Thank you for taking your valuable time to review my question. I am really stuck with the below questions, and below the question I have written what I have done so far (my chain of thought). If you would be able to tell me what I have done is right/wrong, and how the end answer is reached including working that'd be appreciated. (Please don't laugh at what I've done, I know some things may sound silly!, and sorry!)
1) The functions $f$ and $g$ are defined as follows: $f(x)= x^2-2x $ which is $x \in\mathbb R$ and also $g (x)= 2x + 3$ which is $x\in \mathbb R$
i) Find the set of values for which $f(x) > 15 $.
(I have NO CLUE how to approach this question, some pointers are appreciated). Is it that ANY $x$ value which fits in the equation must be larger than $15$? But wouldn't there be many sets of values?
ii) Find the range of $f$ and state with a reason whether $f$ has an inverse.
The minimum point is $(1, -1)$ therefore the range is $f(x) \ge -1$ correct? And yes it does have an inverse because the inverse is the other minimum point?
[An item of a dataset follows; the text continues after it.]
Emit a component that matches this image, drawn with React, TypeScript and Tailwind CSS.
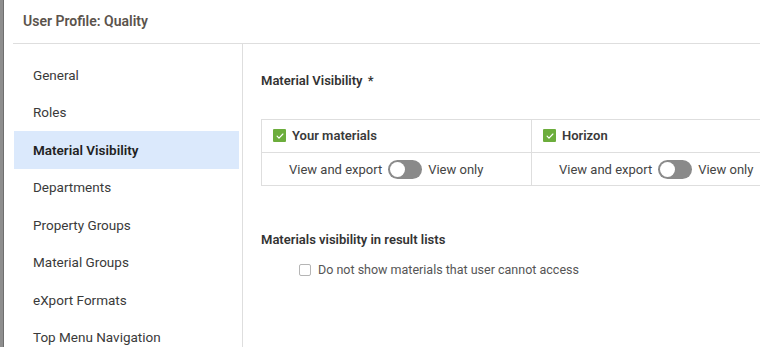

iii) Show that the equation $gf(x) = 0$ has no real solutions.
The square of no real number gives a negative integer?. so the equation has no real solutions?
Thank you so much guys! I've attempted to show my chain of thought as much as possible because I don't want it to seem that I'm getting you to 'do my homework' (which it isn't as it is actually just practise questions) :) and I have made an attempt as best as possible. With an exam coming up, I hope that doing these additional questions will help.